Available records:
--- Start ---
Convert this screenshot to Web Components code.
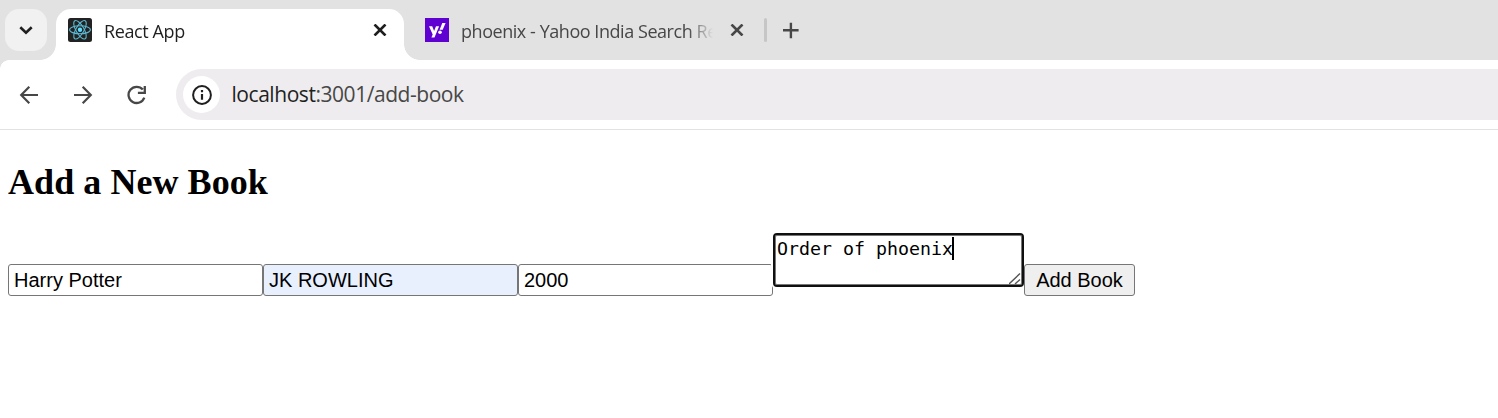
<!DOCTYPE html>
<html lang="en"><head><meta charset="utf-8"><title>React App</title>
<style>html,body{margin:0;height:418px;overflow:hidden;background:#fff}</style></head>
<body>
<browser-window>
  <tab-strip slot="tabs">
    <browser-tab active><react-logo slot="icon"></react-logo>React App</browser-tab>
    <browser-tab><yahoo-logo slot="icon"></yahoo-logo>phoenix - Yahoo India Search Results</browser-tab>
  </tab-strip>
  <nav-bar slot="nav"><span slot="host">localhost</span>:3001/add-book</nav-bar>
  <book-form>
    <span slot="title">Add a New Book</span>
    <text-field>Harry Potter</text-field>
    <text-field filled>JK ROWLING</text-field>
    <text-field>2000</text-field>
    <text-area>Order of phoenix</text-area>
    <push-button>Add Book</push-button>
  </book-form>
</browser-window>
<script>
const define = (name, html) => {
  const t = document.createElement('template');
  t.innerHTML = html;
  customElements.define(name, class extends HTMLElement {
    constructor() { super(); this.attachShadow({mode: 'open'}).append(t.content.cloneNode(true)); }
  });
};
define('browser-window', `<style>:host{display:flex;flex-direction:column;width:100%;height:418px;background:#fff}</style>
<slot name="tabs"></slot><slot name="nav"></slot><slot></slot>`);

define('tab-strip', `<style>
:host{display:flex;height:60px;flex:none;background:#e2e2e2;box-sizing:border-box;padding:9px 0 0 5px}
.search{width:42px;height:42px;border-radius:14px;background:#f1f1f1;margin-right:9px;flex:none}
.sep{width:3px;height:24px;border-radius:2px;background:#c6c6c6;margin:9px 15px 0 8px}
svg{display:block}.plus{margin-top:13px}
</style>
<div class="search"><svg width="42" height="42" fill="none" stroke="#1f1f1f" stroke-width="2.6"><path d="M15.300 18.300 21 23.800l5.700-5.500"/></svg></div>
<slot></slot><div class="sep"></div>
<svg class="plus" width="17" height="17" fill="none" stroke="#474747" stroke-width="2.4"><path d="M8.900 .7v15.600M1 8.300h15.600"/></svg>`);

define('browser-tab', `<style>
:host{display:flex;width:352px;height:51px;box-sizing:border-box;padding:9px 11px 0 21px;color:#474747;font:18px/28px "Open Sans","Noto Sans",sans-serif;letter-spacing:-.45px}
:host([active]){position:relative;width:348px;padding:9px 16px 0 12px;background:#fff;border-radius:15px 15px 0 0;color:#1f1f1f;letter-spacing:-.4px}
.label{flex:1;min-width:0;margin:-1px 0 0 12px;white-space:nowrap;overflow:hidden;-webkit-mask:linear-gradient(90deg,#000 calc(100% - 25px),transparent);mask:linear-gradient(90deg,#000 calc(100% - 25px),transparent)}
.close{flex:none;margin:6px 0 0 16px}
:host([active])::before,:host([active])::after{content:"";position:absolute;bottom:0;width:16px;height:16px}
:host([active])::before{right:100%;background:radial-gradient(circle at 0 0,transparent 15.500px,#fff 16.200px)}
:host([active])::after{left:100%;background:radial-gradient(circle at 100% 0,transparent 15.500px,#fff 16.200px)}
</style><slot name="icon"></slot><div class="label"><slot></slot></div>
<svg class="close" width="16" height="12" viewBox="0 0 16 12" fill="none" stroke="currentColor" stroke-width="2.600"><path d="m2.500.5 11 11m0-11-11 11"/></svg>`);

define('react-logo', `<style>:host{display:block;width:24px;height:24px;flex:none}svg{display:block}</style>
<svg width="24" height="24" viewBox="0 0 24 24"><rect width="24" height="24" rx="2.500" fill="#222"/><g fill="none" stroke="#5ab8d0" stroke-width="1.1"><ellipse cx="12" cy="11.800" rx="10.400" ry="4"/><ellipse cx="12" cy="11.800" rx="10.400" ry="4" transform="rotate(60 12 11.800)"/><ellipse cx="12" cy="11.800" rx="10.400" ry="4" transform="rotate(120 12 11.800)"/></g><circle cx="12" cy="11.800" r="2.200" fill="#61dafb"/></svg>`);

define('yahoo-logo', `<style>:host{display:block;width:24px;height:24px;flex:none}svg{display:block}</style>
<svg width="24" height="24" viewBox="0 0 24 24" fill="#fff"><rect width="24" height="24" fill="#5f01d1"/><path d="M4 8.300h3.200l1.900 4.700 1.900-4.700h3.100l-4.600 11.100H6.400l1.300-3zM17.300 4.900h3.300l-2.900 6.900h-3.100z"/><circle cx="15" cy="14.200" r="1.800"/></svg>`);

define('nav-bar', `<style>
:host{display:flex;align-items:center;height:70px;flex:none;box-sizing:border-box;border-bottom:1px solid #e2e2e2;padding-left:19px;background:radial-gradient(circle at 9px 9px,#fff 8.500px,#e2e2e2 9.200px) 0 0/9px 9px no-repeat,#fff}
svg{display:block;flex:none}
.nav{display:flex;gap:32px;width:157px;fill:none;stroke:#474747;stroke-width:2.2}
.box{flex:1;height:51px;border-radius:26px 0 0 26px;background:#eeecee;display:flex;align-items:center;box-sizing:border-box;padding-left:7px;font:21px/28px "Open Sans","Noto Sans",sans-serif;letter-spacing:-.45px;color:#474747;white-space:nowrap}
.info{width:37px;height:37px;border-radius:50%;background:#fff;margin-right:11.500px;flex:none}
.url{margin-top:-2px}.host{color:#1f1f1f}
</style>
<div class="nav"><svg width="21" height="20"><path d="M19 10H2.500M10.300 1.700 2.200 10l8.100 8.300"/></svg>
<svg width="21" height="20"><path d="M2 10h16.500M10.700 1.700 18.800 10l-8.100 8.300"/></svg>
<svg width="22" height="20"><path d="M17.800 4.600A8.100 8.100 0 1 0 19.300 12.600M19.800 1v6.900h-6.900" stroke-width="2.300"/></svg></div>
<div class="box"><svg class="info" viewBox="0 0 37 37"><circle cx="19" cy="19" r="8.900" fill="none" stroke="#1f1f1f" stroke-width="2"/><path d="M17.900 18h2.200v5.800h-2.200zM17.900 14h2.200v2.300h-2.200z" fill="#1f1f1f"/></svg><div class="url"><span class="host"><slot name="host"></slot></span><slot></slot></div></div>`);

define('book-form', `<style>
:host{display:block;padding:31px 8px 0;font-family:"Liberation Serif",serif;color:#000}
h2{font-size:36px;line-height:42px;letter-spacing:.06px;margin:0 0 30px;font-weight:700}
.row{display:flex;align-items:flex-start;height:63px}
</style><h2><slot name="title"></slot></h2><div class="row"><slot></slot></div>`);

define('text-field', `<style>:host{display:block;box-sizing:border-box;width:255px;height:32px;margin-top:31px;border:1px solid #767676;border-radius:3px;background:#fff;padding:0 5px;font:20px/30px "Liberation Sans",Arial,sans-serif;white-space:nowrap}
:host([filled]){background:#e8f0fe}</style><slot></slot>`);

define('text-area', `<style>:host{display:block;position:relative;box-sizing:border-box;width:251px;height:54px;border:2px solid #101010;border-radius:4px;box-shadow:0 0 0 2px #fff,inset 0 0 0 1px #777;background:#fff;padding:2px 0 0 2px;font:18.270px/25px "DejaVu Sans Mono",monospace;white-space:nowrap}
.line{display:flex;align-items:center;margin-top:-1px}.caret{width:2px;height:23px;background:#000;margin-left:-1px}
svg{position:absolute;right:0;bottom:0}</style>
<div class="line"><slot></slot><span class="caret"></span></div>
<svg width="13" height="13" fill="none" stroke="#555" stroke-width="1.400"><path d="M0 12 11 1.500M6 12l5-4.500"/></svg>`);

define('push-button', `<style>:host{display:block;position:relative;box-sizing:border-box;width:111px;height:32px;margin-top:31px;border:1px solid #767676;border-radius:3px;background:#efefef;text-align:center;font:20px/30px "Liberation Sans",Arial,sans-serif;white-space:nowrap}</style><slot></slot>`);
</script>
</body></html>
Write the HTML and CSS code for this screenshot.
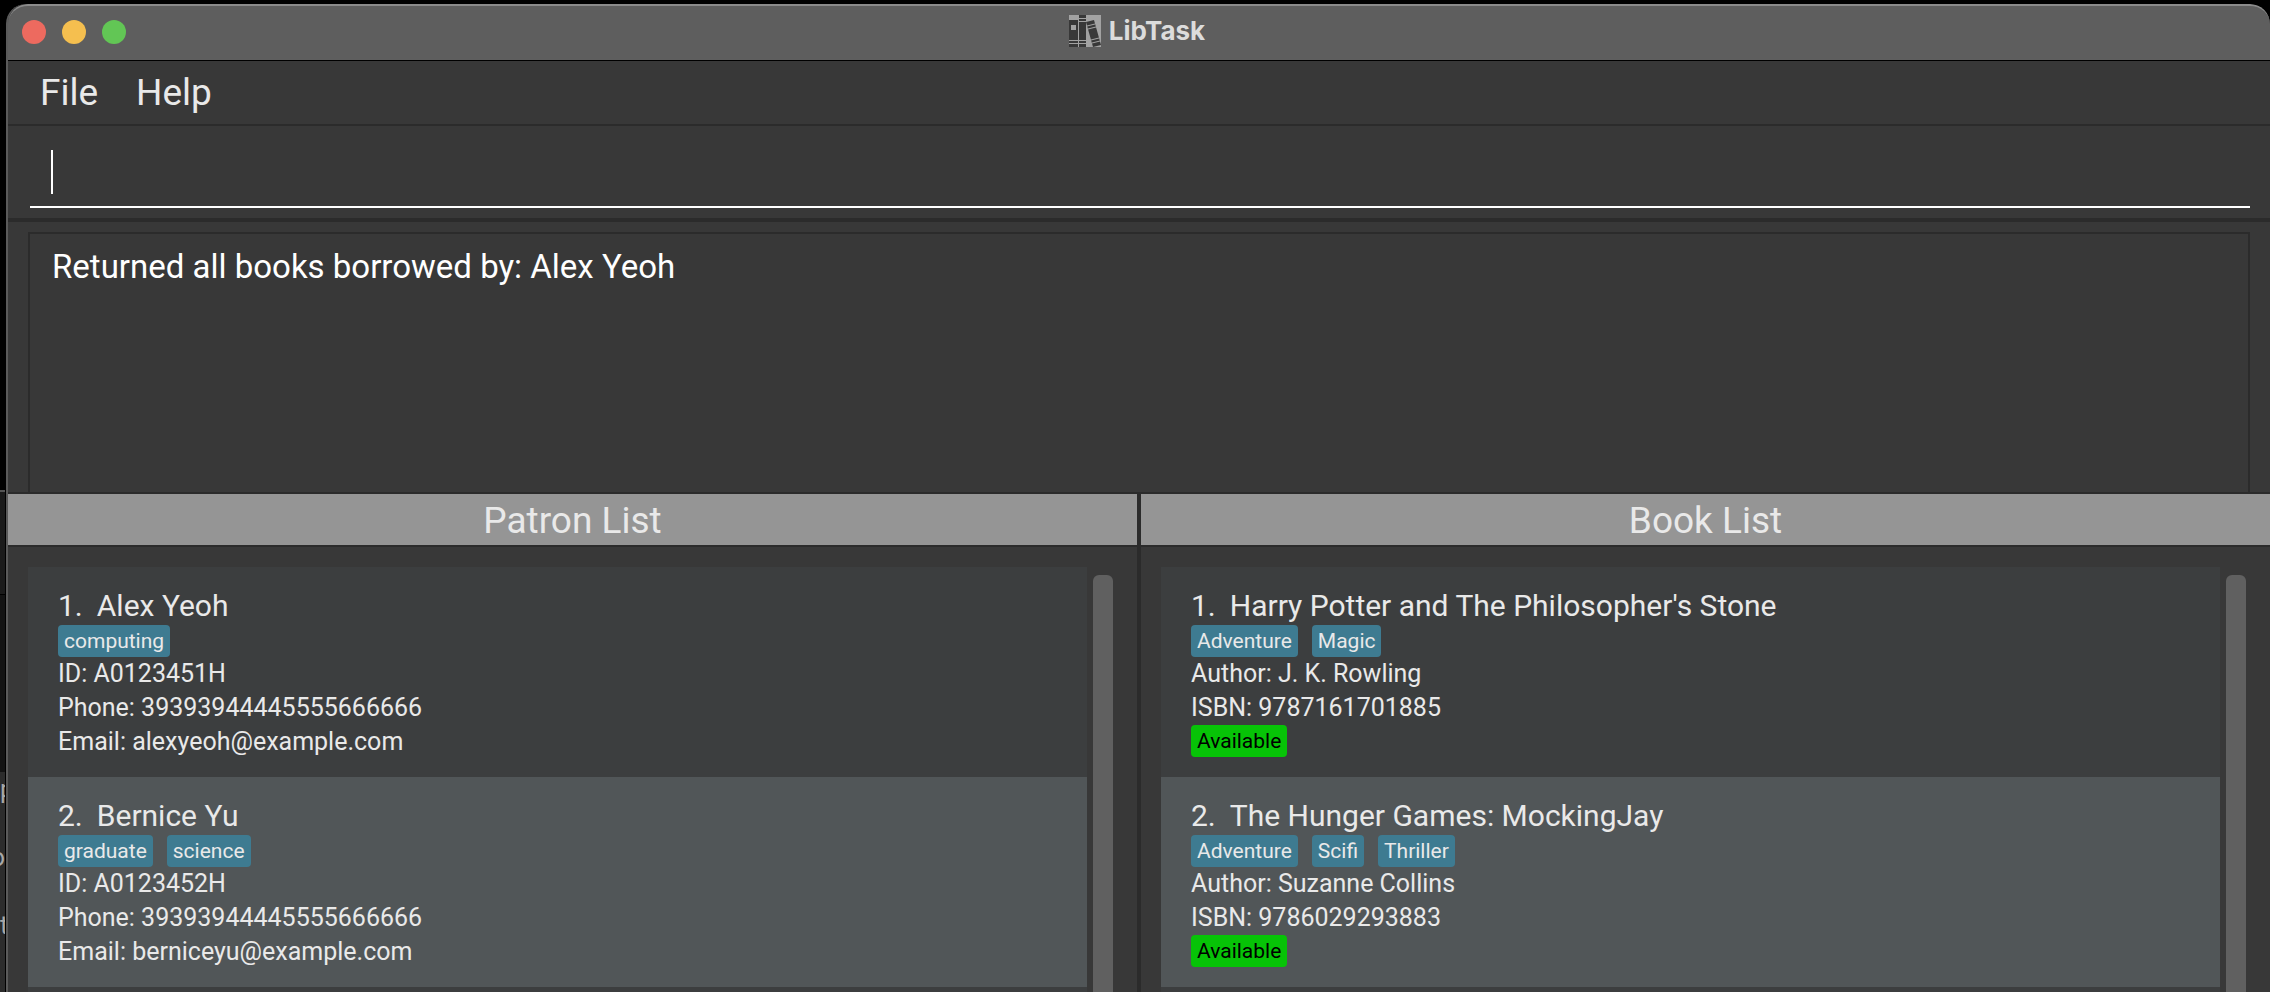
--- End ---
All records above are to be printed exactly, minus the pictures they contain.

Convert this screenshot to Web Components code.
<!DOCTYPE html>
<html lang="en"><head><meta charset="utf-8"><title>React App</title>
<style>html,body{margin:0;height:418px;overflow:hidden;background:#fff}</style></head>
<body>
<browser-window>
  <tab-strip slot="tabs">
    <browser-tab active><react-logo slot="icon"></react-logo>React App</browser-tab>
    <browser-tab><yahoo-logo slot="icon"></yahoo-logo>phoenix - Yahoo India Search Results</browser-tab>
  </tab-strip>
  <nav-bar slot="nav"><span slot="host">localhost</span>:3001/add-book</nav-bar>
  <book-form>
    <span slot="title">Add a New Book</span>
    <text-field>Harry Potter</text-field>
    <text-field filled>JK ROWLING</text-field>
    <text-field>2000</text-field>
    <text-area>Order of phoenix</text-area>
    <push-button>Add Book</push-button>
  </book-form>
</browser-window>
<script>
const define = (name, html) => {
  const t = document.createElement('template');
  t.innerHTML = html;
  customElements.define(name, class extends HTMLElement {
    constructor() { super(); this.attachShadow({mode: 'open'}).append(t.content.cloneNode(true)); }
  });
};
define('browser-window', `<style>:host{display:flex;flex-direction:column;width:100%;height:418px;background:#fff}</style>
<slot name="tabs"></slot><slot name="nav"></slot><slot></slot>`);

define('tab-strip', `<style>
:host{display:flex;height:60px;flex:none;background:#e2e2e2;box-sizing:border-box;padding:9px 0 0 5px}
.search{width:42px;height:42px;border-radius:14px;background:#f1f1f1;margin-right:9px;flex:none}
.sep{width:3px;height:24px;border-radius:2px;background:#c6c6c6;margin:9px 15px 0 8px}
svg{display:block}.plus{margin-top:13px}
</style>
<div class="search"><svg width="42" height="42" fill="none" stroke="#1f1f1f" stroke-width="2.6"><path d="M15.300 18.300 21 23.800l5.700-5.500"/></svg></div>
<slot></slot><div class="sep"></div>
<svg class="plus" width="17" height="17" fill="none" stroke="#474747" stroke-width="2.4"><path d="M8.900 .7v15.600M1 8.300h15.600"/></svg>`);

define('browser-tab', `<style>
:host{display:flex;width:352px;height:51px;box-sizing:border-box;padding:9px 11px 0 21px;color:#474747;font:18px/28px "Open Sans","Noto Sans",sans-serif;letter-spacing:-.45px}
:host([active]){position:relative;width:348px;padding:9px 16px 0 12px;background:#fff;border-radius:15px 15px 0 0;color:#1f1f1f;letter-spacing:-.4px}
.label{flex:1;min-width:0;margin:-1px 0 0 12px;white-space:nowrap;overflow:hidden;-webkit-mask:linear-gradient(90deg,#000 calc(100% - 25px),transparent);mask:linear-gradient(90deg,#000 calc(100% - 25px),transparent)}
.close{flex:none;margin:6px 0 0 16px}
:host([active])::before,:host([active])::after{content:"";position:absolute;bottom:0;width:16px;height:16px}
:host([active])::before{right:100%;background:radial-gradient(circle at 0 0,transparent 15.500px,#fff 16.200px)}
:host([active])::after{left:100%;background:radial-gradient(circle at 100% 0,transparent 15.500px,#fff 16.200px)}
</style><slot name="icon"></slot><div class="label"><slot></slot></div>
<svg class="close" width="16" height="12" viewBox="0 0 16 12" fill="none" stroke="currentColor" stroke-width="2.600"><path d="m2.500.5 11 11m0-11-11 11"/></svg>`);

define('react-logo', `<style>:host{display:block;width:24px;height:24px;flex:none}svg{display:block}</style>
<svg width="24" height="24" viewBox="0 0 24 24"><rect width="24" height="24" rx="2.500" fill="#222"/><g fill="none" stroke="#5ab8d0" stroke-width="1.1"><ellipse cx="12" cy="11.800" rx="10.400" ry="4"/><ellipse cx="12" cy="11.800" rx="10.400" ry="4" transform="rotate(60 12 11.800)"/><ellipse cx="12" cy="11.800" rx="10.400" ry="4" transform="rotate(120 12 11.800)"/></g><circle cx="12" cy="11.800" r="2.200" fill="#61dafb"/></svg>`);

define('yahoo-logo', `<style>:host{display:block;width:24px;height:24px;flex:none}svg{display:block}</style>
<svg width="24" height="24" viewBox="0 0 24 24" fill="#fff"><rect width="24" height="24" fill="#5f01d1"/><path d="M4 8.300h3.200l1.900 4.700 1.900-4.700h3.100l-4.600 11.100H6.400l1.300-3zM17.300 4.900h3.300l-2.900 6.900h-3.100z"/><circle cx="15" cy="14.200" r="1.800"/></svg>`);

define('nav-bar', `<style>
:host{display:flex;align-items:center;height:70px;flex:none;box-sizing:border-box;border-bottom:1px solid #e2e2e2;padding-left:19px;background:radial-gradient(circle at 9px 9px,#fff 8.500px,#e2e2e2 9.200px) 0 0/9px 9px no-repeat,#fff}
svg{display:block;flex:none}
.nav{display:flex;gap:32px;width:157px;fill:none;stroke:#474747;stroke-width:2.2}
.box{flex:1;height:51px;border-radius:26px 0 0 26px;background:#eeecee;display:flex;align-items:center;box-sizing:border-box;padding-left:7px;font:21px/28px "Open Sans","Noto Sans",sans-serif;letter-spacing:-.45px;color:#474747;white-space:nowrap}
.info{width:37px;height:37px;border-radius:50%;background:#fff;margin-right:11.500px;flex:none}
.url{margin-top:-2px}.host{color:#1f1f1f}
</style>
<div class="nav"><svg width="21" height="20"><path d="M19 10H2.500M10.300 1.700 2.200 10l8.100 8.300"/></svg>
<svg width="21" height="20"><path d="M2 10h16.500M10.700 1.700 18.800 10l-8.100 8.300"/></svg>
<svg width="22" height="20"><path d="M17.800 4.600A8.100 8.100 0 1 0 19.300 12.600M19.800 1v6.900h-6.900" stroke-width="2.300"/></svg></div>
<div class="box"><svg class="info" viewBox="0 0 37 37"><circle cx="19" cy="19" r="8.900" fill="none" stroke="#1f1f1f" stroke-width="2"/><path d="M17.900 18h2.200v5.800h-2.200zM17.900 14h2.200v2.300h-2.200z" fill="#1f1f1f"/></svg><div class="url"><span class="host"><slot name="host"></slot></span><slot></slot></div></div>`);

define('book-form', `<style>
:host{display:block;padding:31px 8px 0;font-family:"Liberation Serif",serif;color:#000}
h2{font-size:36px;line-height:42px;letter-spacing:.06px;margin:0 0 30px;font-weight:700}
.row{display:flex;align-items:flex-start;height:63px}
</style><h2><slot name="title"></slot></h2><div class="row"><slot></slot></div>`);

define('text-field', `<style>:host{display:block;box-sizing:border-box;width:255px;height:32px;margin-top:31px;border:1px solid #767676;border-radius:3px;background:#fff;padding:0 5px;font:20px/30px "Liberation Sans",Arial,sans-serif;white-space:nowrap}
:host([filled]){background:#e8f0fe}</style><slot></slot>`);

define('text-area', `<style>:host{display:block;position:relative;box-sizing:border-box;width:251px;height:54px;border:2px solid #101010;border-radius:4px;box-shadow:0 0 0 2px #fff,inset 0 0 0 1px #777;background:#fff;padding:2px 0 0 2px;font:18.270px/25px "DejaVu Sans Mono",monospace;white-space:nowrap}
.line{display:flex;align-items:center;margin-top:-1px}.caret{width:2px;height:23px;background:#000;margin-left:-1px}
svg{position:absolute;right:0;bottom:0}</style>
<div class="line"><slot></slot><span class="caret"></span></div>
<svg width="13" height="13" fill="none" stroke="#555" stroke-width="1.400"><path d="M0 12 11 1.500M6 12l5-4.500"/></svg>`);

define('push-button', `<style>:host{display:block;position:relative;box-sizing:border-box;width:111px;height:32px;margin-top:31px;border:1px solid #767676;border-radius:3px;background:#efefef;text-align:center;font:20px/30px "Liberation Sans",Arial,sans-serif;white-space:nowrap}</style><slot></slot>`);
</script>
</body></html>
Write the HTML and CSS code for this screenshot.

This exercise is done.